2) O ocasionário e reincidente sempre pode ser absolvido, desde que ele possa ser julgado prudentemente pelo confessor como verdadeiramente disposto, qualquer que seja o sinal no qual se funde tal juízo; quer ordinário, quer extraordinário, quer o penitente apresente-o na confissão, quer o mostre finalmente levado pela admoestação do confessor.
3) Por isso agiria imprudentemente o confessor, que simplesmente julgasse indisposto o penitente ocasionário e reincidente, por não ter descoberto nele senão um ou outro dos sinais extraordinários; e agiria mais imprudentemente ainda aquele confessor que a um tal penitente reincidente absolutamente diferisse a absolvição, sem que empregasse o cuidado e se esforçasse com salutares admoestações para levá-lo a ter a dor e o propósito necessários.
Um caso. Os reincidentes em embriaguez e como tais conhecidos publicamente, que quase toda semana ou muitas vezes ainda se embriagam, não devem ser inteiramente repelidos dos sacramentos, mas ordinariamente, nem imediatamente devem ser admitidos a eles. Não devem ser terminantemente excluídos dos sacramentos, porque não se deve desesperar da emenda de ninguém; mas também não devem ser imediatamente admitidos aos sacramentos, principalmente porque não se deve absolver aquele que, depois de breve tempo se prevê que vai violar o seu propósito (a não ser que urge a necessidade): pois se deveria temer o escândalo, caso caísse novamente logo após ter recebido os sacramentos; ademais, porque antes ele deve reparar o escândalo público. Assim, se deve diferir a absolvição até que, um tanto pelo menos se tenha emendado.

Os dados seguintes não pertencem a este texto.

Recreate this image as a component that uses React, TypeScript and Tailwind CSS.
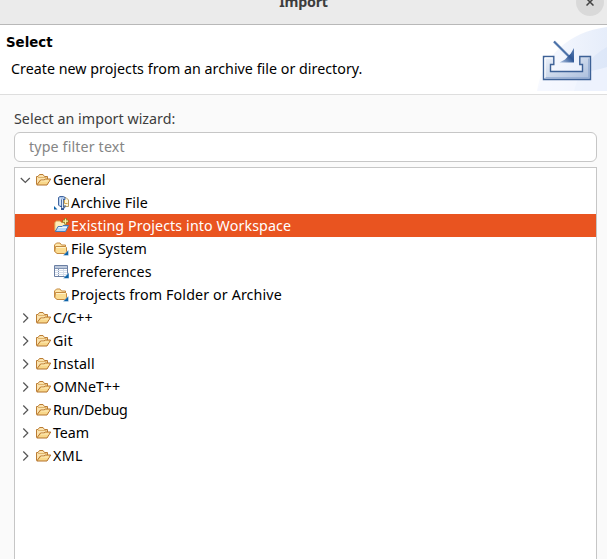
import type { ReactNode } from "react";

type IconKind = "open" | "archive" | "existing" | "folder" | "prefs";

function OpenFolder() {
  return (
    <svg width="16" height="16" viewBox="0 0 16 16" fill="none" className="shrink-0">
      <path d="M.5 12.5V4.5L2 4.5L3.5 2.5H7L8.5 4.5H11.5V7" fill="#fbe3ae" stroke="#bb7c33" />
      <path d="M2 5.5H10.5" stroke="#dfb46c" />
      <path d="M.8 13L4.5 8H8L9.5 7H14.7L11 13Z" fill="#f8d78a" stroke="#b5722a" strokeLinejoin="round" />
      <path d="M5 9H12.8" stroke="#fff2c8" strokeWidth=".8" />
    </svg>
  );
}

function ClosedFolder() {
  return (
    <svg width="16" height="16" viewBox="0 0 16 16" fill="none" className="shrink-0">
      <path d="M.5 10V4L2.5 2H6L7.5 4H11.5V11.5H2Z" fill="#ffe7aa" stroke="#c58a40" strokeLinejoin="round" />
      <path d="M1.5 5.5H11.5L12.5 6.5V11L11.5 12.5H3L.8 10.5Z" fill="#fbdc91" stroke="#c58a40" strokeLinejoin="round" />
      <path d="M2 6.5H11.5" stroke="#fff3ca" />
      <path d="M14.5 9V14.5H9Z" fill="#0c62a8" stroke="#fff" strokeWidth=".4" />
    </svg>
  );
}

function ArchiveIcon() {
  return (
    <svg width="16" height="16" viewBox="0 0 16 16" fill="none" className="shrink-0">
      <path d="M0 11L3.5 14.5H0Z" fill="#0c62a8" />
      <path d="M9 2.5H12L14.5 5V11.5H9Z" fill="#fff6d9" stroke="#b59a60" />
      <path d="M10.5 5V8.5H13.5" stroke="#d3a955" />
      <path d="M4.5 10V2.5L6 1.5H9.5L11 2.5V4.5H8.5V11.5H6Z" fill="#a9c4e8" stroke="#41659f" />
      <path d="M6.2 3V10" stroke="#e6f2ff" />
      <path d="M8.5 4.5V13" stroke="#294f91" strokeWidth="2.4" />
      <path d="M8.5 4V13" stroke="#dbe9fa" />
      <path d="M11 10V12L10 13.5H7M7 14.5H10" stroke="#355b98" />
    </svg>
  );
}

function ExistingIcon() {
  return (
    <svg width="16" height="16" viewBox="0 0 16 16" fill="none" className="shrink-0">
      <path d="M.8 12.5V4.5L2.5 3H6L7.5 4.5H11.5V7" fill="#ffedb9" stroke="#d6a14c" />
      <path d="M1.3 13.5L4 8.5H8L9 7.5H14.5L11.5 13.5Z" fill="#b8d8f8" stroke="#447bb6" />
      <path d="M4.5 9.5H13" stroke="#eaf6ff" />
      <path d="M11.5 0V6.4M8.3 3.2H14.7" stroke="#8c7b20" strokeWidth="2.6" />
      <path d="M11.5 .7V5.7M9 3.2H14" stroke="#fff3a3" strokeWidth="1.2" />
    </svg>
  );
}

function PreferencesIcon() {
  return (
    <svg width="16" height="16" viewBox="0 0 16 16" fill="none" className="shrink-0">
      <path d="M.5 1.5H13.5V12.5H.5Z" fill="#fff" stroke="#6b7fa3" />
      <path d="M1 2H13V4H1Z" fill="#bdc9dc" />
      <path d="M1 4.5H13M4.5 4V12" stroke="#8194b3" />
      <path d="M9.5 5V12M1 6.5H13M1 8.5H13M1 10.5H13" stroke="#d5ddea" />
      <path d="M15 8.5V14.5H9Z" fill="#0c62a8" stroke="#fff" strokeWidth=".5" />
    </svg>
  );
}

const icons: Record<IconKind, ReactNode> = {
  open: <OpenFolder />,
  archive: <ArchiveIcon />,
  existing: <ExistingIcon />,
  folder: <ClosedFolder />,
  prefs: <PreferencesIcon />,
};

interface RowData {
  label: string;
  icon: IconKind;
  tracking: string;
  child?: boolean;
  expanded?: boolean;
  selected?: boolean;
}

const rows: RowData[] = [
  { label: "General", icon: "open", expanded: true, tracking: "tracking-normal" },
  { label: "Archive File", icon: "archive", child: true, tracking: "tracking-[0.1px]" },
  { label: "Existing Projects into Workspace", icon: "existing", child: true, selected: true, tracking: "tracking-[0.11px]" },
  { label: "File System", icon: "folder", child: true, tracking: "tracking-[0.09px]" },
  { label: "Preferences", icon: "prefs", child: true, tracking: "tracking-[0.12px]" },
  { label: "Projects from Folder or Archive", icon: "folder", child: true, tracking: "tracking-[0.13px]" },
  { label: "C/C++", icon: "open", tracking: "tracking-normal" },
  { label: "Git", icon: "open", tracking: "tracking-[0.2px]" },
  { label: "Install", icon: "open", tracking: "tracking-[0.1px]" },
  { label: "OMNeT++", icon: "open", tracking: "tracking-normal" },
  { label: "Run/Debug", icon: "open", tracking: "tracking-[-0.22px]" },
  { label: "Team", icon: "open", tracking: "tracking-[-0.1px]" },
  { label: "XML", icon: "open", tracking: "tracking-[0.4px]" },
];

function TreeRow({ row }: { row: RowData }) {
  return (
    <li className={`flex h-[23px] items-center ${row.child ? "pl-[39px]" : "pl-[5px]"} ${row.selected ? "bg-[#e95420] text-white" : "text-black"}`}>
      {!row.child && (
        <svg width="11" height="12" viewBox="0 0 11 12" fill="none" stroke="#555" strokeWidth="1.2" className="mr-[5px] shrink-0">
          <path d={row.expanded ? "M.8 4L5.3 8.5L9.8 4" : "M3.3 1.5L7.8 6L3.3 10.5"} />
        </svg>
      )}
      {icons[row.icon]}
      <span className={`ml-px whitespace-nowrap leading-[22px] ${row.tracking}`}>{row.label}</span>
    </li>
  );
}

function ImportBanner() {
  return (
    <svg width="75" height="65" viewBox="0 0 75 65" fill="none">
      <defs>
        <linearGradient id="sky" x1="0" y1="0" x2="1" y2="0">
          <stop stopColor="#f8faff" />
          <stop offset="1" stopColor="#e6edfa" />
        </linearGradient>
        <linearGradient id="tray" x1="0" y1="0" x2="1" y2="1">
          <stop stopColor="#edf2fa" />
          <stop offset="1" stopColor="#a9bddb" />
        </linearGradient>
        <linearGradient id="head" x1="0" y1="1" x2="1" y2="0">
          <stop stopColor="#b4c8e4" />
          <stop offset=".55" stopColor="#2f5796" />
          <stop offset="1" stopColor="#5c7fb3" />
        </linearGradient>
      </defs>
      <path d="M5 65C10 31 36 6 75 1V65Z" fill="url(#sky)" />
      <path d="M42 65C47 47 57 31 75 21V65Z" fill="#d3e0f7" opacity=".45" />
      <path d="M15 46C39 47 61 46 75 41V65H5Z" fill="#f4f8ff" opacity=".65" />
      <path d="M11.5 30.5H21.8V38.5H18.5V45.5H50.5V38.5H47.8V30.5H58.5V53.5H11.5Z" fill="url(#tray)" stroke="#3d6196" strokeWidth="1.4" />
      <path d="M13 52V32H20.5" stroke="#fff" />
      <path d="M13.5 51.8H56.8V32.5" stroke="#8fa9d0" />
      <path d="M22 15.5L38 31.5" stroke="#c2d1e5" strokeWidth="3" />
      <path d="M22 15.5L38 31.5" stroke="#4a70a8" strokeWidth="1.8" />
      <path d="M42 22V36.6H27.5L33 33.5L38.8 27.5Z" fill="url(#head)" />
    </svg>
  );
}

export default function App() {
  return (
    <main className="flex h-[559px] w-[607px] flex-col overflow-hidden bg-[#fafafa] font-['Noto_Sans',sans-serif] text-[14.25px]">
      <header className="relative flex h-[25px] shrink-0 justify-center border-b border-[#b8b8b8] bg-[#ebebeb]">
        <h1 className="-mt-[8px] h-5 text-[14.25px] font-bold leading-5 tracking-[-0.25px] text-[#3d3d3d]">Import</h1>
        <button aria-label="Close" className="absolute -top-3 left-[576px] flex size-7 items-center justify-center rounded-full bg-[#d9d9d9]">
          <svg width="8" height="8" viewBox="0 0 8 8" stroke="#444" strokeWidth="1.5" className="-mt-px">
            <path d="M.5.5L7.5 7.5M7.5.5L.5 7.5" />
          </svg>
        </button>
      </header>
      <section className="flex h-[70px] shrink-0 justify-between border-b border-[#dedede] bg-white pt-px">
        <div className="pt-[5px] text-black">
          <h2 className="ml-1.5 font-['DejaVu_Sans',sans-serif] text-[13.33px] font-bold leading-[24px]">Select</h2>
          <p className="ml-[11px] mt-[3px] whitespace-nowrap leading-[22px] tracking-[0.025px]">Create new projects from an archive file or directory.</p>
        </div>
        <ImportBanner />
      </section>
      <section className="flex min-h-0 flex-1 flex-col pl-3.5 pr-2.5">
        <label className="mt-[13px] h-6 whitespace-nowrap leading-[22px] tracking-[0.03px] text-[#3d3d3d]">Select an import wizard:</label>
        <div className="flex h-[30px] shrink-0 items-center rounded-md border border-[#c6c6c6] bg-white pl-3.5 text-[#858585]">
          <span className="leading-[22px] tracking-[0.14px]">type filter text</span>
        </div>
        <ul className="mt-[5px] flex-1 border border-b-0 border-[#c6c6c6] bg-white">
          {rows.map((row) => <TreeRow key={row.label} row={row} />)}
        </ul>
      </section>
    </main>
  );
}
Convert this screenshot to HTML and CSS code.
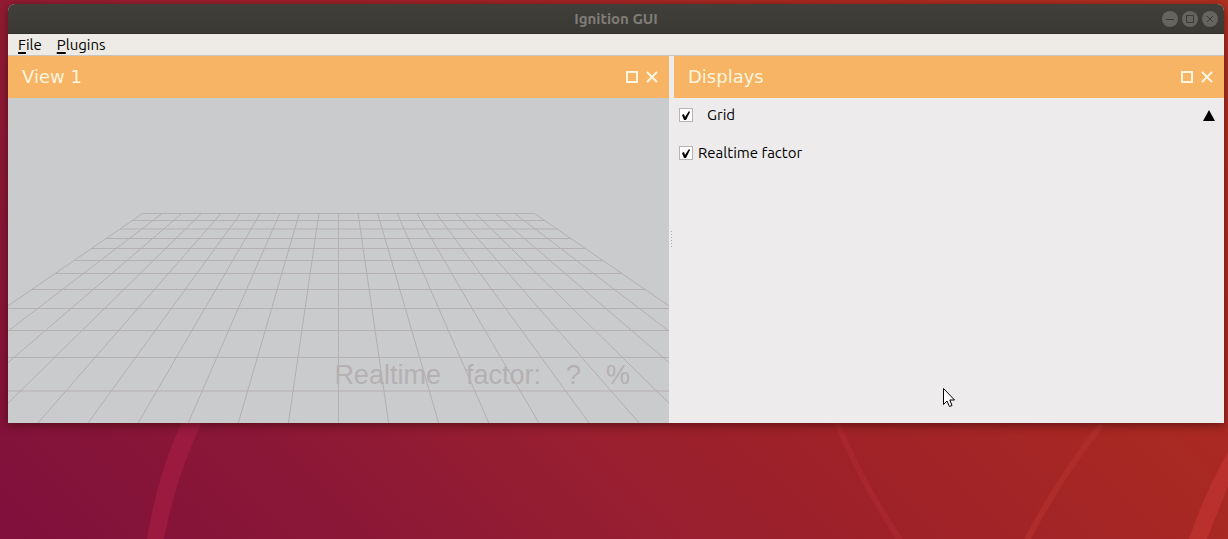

E mesmo também no caso em que, por um sinal extraordinário de arrependimento, fosse imediatamente absolvido, é mister não admiti-lo imediatamente à santa Comunhão, quer para que, neste ínterim, possa reparar o escândalo público, quer para evitar talvez um novo escândalo caso venha recair. (Noldin, Summa Theologiae Moralis, V. III, L. 5, De Poenitentia, q. 3ª, a. n. 395-397).